▶ **Written instruction**
In the data, extract each line that holds the string "this".

▶ **Exercise input**
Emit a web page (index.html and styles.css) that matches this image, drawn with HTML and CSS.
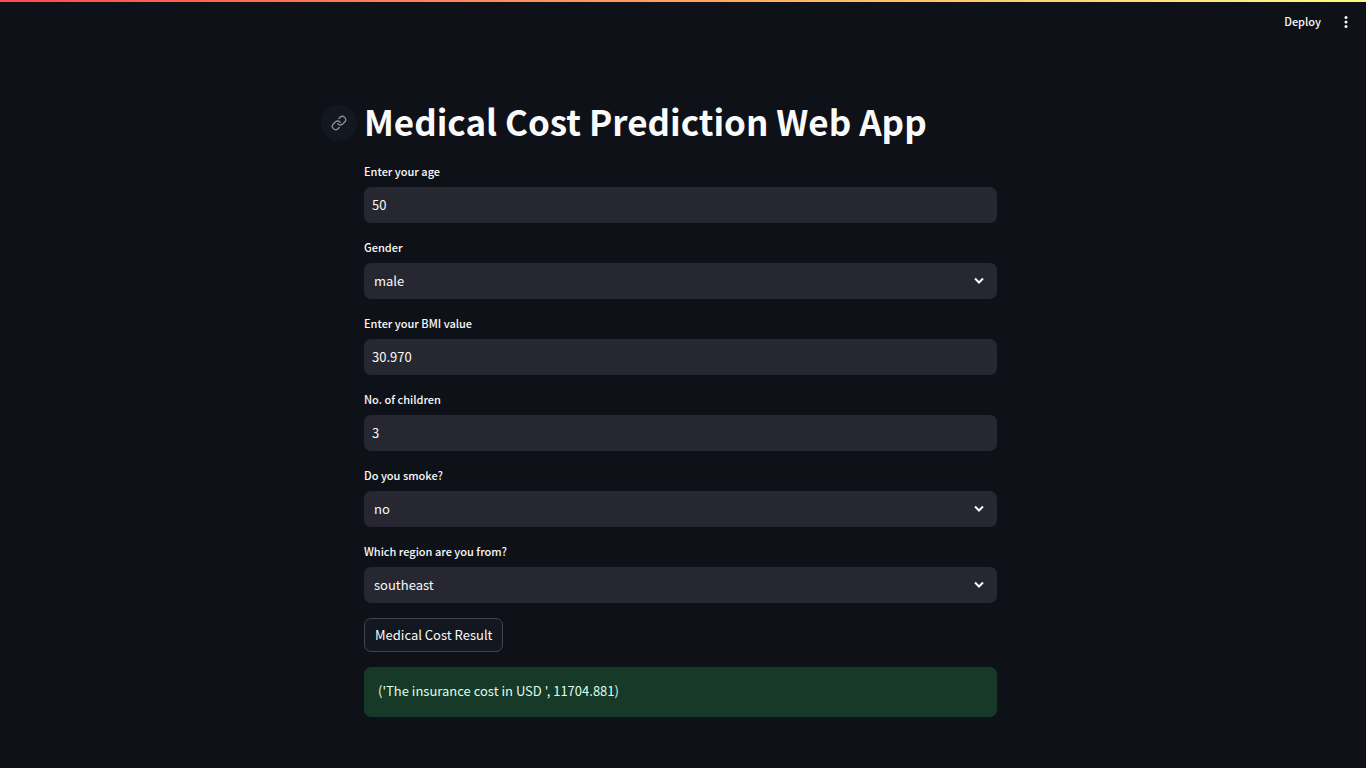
...
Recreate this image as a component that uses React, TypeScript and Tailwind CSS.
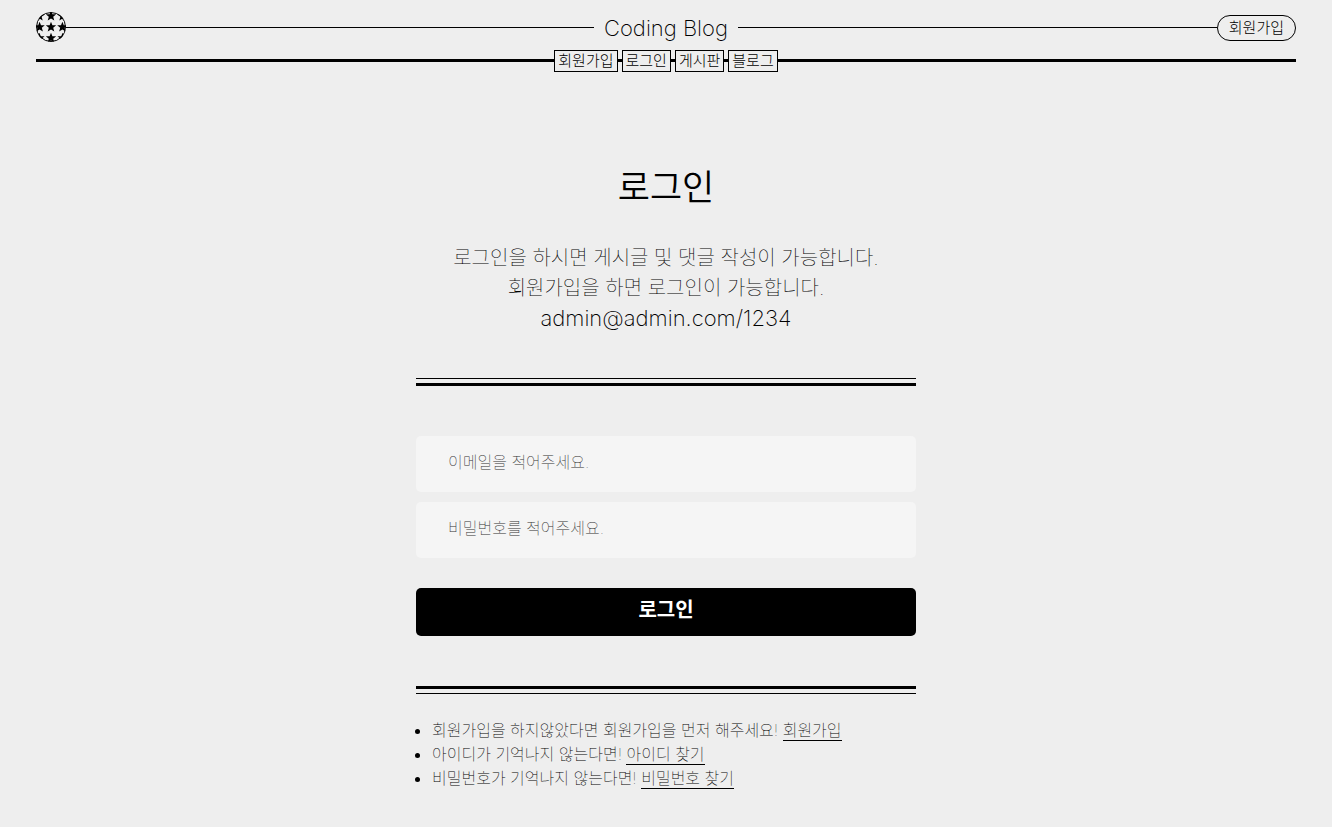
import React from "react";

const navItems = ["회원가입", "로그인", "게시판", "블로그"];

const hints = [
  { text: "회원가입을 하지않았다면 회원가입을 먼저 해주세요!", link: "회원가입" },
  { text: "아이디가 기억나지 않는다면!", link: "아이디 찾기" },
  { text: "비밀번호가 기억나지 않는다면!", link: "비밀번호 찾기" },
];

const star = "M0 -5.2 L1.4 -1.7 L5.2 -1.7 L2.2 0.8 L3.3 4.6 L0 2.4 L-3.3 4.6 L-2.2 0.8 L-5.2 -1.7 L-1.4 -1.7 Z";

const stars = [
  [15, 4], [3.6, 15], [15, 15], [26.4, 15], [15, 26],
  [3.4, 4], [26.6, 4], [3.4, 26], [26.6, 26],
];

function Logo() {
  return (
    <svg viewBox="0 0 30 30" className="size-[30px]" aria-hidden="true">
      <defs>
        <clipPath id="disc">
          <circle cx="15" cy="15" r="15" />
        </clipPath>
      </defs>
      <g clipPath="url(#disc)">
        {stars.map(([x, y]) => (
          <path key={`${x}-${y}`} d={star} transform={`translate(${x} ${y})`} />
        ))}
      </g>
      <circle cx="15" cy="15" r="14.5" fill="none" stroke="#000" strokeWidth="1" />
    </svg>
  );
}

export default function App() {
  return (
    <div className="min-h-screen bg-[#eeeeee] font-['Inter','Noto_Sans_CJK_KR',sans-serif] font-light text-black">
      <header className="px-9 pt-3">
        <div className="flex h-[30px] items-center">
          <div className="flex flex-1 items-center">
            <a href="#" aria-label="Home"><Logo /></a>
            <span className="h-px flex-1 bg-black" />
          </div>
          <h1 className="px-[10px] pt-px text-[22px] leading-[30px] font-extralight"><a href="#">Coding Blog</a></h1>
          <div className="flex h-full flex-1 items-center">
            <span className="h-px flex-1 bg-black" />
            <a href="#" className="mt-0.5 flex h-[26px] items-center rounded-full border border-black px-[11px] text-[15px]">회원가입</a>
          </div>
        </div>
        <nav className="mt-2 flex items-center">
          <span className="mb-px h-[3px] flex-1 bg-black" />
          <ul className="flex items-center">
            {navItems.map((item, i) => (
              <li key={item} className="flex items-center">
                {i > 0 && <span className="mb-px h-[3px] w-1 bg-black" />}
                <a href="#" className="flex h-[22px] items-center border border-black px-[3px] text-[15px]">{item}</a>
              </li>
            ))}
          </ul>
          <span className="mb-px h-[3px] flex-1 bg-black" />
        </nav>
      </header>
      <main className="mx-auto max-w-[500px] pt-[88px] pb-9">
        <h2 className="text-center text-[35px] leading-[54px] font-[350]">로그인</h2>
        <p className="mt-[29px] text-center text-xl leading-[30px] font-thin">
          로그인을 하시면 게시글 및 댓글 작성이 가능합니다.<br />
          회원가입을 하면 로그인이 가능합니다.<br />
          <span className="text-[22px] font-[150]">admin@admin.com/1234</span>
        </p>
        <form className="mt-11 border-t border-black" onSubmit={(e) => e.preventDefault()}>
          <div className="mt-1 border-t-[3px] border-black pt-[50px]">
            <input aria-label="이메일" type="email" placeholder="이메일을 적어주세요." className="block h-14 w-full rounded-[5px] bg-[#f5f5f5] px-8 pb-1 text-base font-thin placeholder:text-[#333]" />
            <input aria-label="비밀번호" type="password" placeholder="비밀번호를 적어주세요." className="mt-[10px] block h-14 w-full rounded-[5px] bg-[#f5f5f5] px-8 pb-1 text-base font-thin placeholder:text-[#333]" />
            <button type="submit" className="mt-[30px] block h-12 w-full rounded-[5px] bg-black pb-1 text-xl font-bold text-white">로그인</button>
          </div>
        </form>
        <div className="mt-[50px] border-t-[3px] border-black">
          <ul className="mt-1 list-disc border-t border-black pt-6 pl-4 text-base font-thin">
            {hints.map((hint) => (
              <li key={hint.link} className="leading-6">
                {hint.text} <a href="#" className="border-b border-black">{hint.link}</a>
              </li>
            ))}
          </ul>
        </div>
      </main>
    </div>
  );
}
--
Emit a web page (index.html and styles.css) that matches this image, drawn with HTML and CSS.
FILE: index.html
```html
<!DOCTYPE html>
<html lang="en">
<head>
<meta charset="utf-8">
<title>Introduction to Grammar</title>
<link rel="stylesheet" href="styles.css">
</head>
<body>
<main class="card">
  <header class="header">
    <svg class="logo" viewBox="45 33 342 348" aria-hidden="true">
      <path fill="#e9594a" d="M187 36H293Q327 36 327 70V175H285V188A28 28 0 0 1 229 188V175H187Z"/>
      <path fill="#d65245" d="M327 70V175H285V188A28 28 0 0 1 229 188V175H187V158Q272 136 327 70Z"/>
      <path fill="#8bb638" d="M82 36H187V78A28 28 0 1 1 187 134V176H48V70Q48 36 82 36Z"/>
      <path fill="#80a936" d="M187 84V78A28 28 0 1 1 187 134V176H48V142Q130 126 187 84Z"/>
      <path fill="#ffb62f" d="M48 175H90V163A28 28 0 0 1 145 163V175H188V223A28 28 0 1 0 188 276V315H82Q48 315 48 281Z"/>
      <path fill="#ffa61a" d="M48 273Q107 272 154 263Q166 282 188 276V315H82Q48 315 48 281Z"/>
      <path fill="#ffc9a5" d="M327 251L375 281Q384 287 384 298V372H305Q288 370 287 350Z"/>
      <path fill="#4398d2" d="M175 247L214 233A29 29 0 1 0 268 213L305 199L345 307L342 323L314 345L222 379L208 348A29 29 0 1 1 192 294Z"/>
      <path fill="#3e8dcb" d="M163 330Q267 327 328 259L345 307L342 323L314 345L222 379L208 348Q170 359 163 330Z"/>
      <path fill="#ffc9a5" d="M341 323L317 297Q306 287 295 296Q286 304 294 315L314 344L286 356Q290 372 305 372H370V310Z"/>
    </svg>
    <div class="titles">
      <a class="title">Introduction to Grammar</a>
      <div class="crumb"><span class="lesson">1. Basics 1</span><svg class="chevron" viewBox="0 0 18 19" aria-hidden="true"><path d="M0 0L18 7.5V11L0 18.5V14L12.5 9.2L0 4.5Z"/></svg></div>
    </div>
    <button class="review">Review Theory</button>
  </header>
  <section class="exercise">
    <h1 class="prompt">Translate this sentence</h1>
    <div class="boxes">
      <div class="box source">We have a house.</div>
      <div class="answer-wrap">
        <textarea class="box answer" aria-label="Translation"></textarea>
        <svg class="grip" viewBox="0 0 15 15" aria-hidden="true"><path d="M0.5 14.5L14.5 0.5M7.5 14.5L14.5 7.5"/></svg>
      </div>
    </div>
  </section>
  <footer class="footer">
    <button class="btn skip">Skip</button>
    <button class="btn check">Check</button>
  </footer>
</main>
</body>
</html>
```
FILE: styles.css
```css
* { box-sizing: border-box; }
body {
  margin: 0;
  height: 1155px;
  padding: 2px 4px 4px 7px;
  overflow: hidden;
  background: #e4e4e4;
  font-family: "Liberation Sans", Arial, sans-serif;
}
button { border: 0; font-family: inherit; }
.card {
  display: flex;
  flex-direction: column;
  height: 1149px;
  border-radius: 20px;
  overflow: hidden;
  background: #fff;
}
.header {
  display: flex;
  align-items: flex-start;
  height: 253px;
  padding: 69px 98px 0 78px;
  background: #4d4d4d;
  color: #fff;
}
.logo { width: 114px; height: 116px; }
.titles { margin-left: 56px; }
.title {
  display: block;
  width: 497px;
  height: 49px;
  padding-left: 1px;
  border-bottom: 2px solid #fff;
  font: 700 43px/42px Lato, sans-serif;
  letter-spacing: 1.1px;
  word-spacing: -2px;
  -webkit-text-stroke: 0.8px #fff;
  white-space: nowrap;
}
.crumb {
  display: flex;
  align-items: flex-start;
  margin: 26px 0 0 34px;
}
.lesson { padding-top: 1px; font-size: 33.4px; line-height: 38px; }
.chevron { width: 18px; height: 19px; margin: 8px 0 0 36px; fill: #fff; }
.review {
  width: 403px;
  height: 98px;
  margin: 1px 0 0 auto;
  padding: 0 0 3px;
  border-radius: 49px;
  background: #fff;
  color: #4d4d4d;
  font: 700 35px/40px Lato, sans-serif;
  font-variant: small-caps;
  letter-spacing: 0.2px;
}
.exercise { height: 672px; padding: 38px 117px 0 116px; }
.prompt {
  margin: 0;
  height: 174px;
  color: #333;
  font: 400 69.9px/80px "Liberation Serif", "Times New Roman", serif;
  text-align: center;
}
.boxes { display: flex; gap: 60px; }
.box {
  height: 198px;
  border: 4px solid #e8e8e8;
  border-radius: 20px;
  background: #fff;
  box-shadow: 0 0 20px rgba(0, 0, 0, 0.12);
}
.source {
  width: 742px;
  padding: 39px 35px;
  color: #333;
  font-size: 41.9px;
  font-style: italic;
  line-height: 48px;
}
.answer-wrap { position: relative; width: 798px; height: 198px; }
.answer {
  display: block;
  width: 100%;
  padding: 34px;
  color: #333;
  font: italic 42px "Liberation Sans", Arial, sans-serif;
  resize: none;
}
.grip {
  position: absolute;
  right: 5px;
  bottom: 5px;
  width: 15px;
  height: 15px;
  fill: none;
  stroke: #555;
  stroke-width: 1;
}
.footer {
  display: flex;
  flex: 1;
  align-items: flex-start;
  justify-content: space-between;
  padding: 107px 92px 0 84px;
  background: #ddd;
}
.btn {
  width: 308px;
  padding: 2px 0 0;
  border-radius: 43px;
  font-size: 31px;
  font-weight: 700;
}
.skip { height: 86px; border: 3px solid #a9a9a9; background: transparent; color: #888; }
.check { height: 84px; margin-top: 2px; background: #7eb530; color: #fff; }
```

▶ **Solution**
Emit a web page (index.html and styles.css) that matches this image, drawn with HTML and CSS.
Recreate this image as a component that uses React, TypeScript and Tailwind CSS.
Emit a web page (index.html and styles.css) that matches this image, drawn with HTML and CSS.
    <h1 class="prompt">Translate this sentence</h1>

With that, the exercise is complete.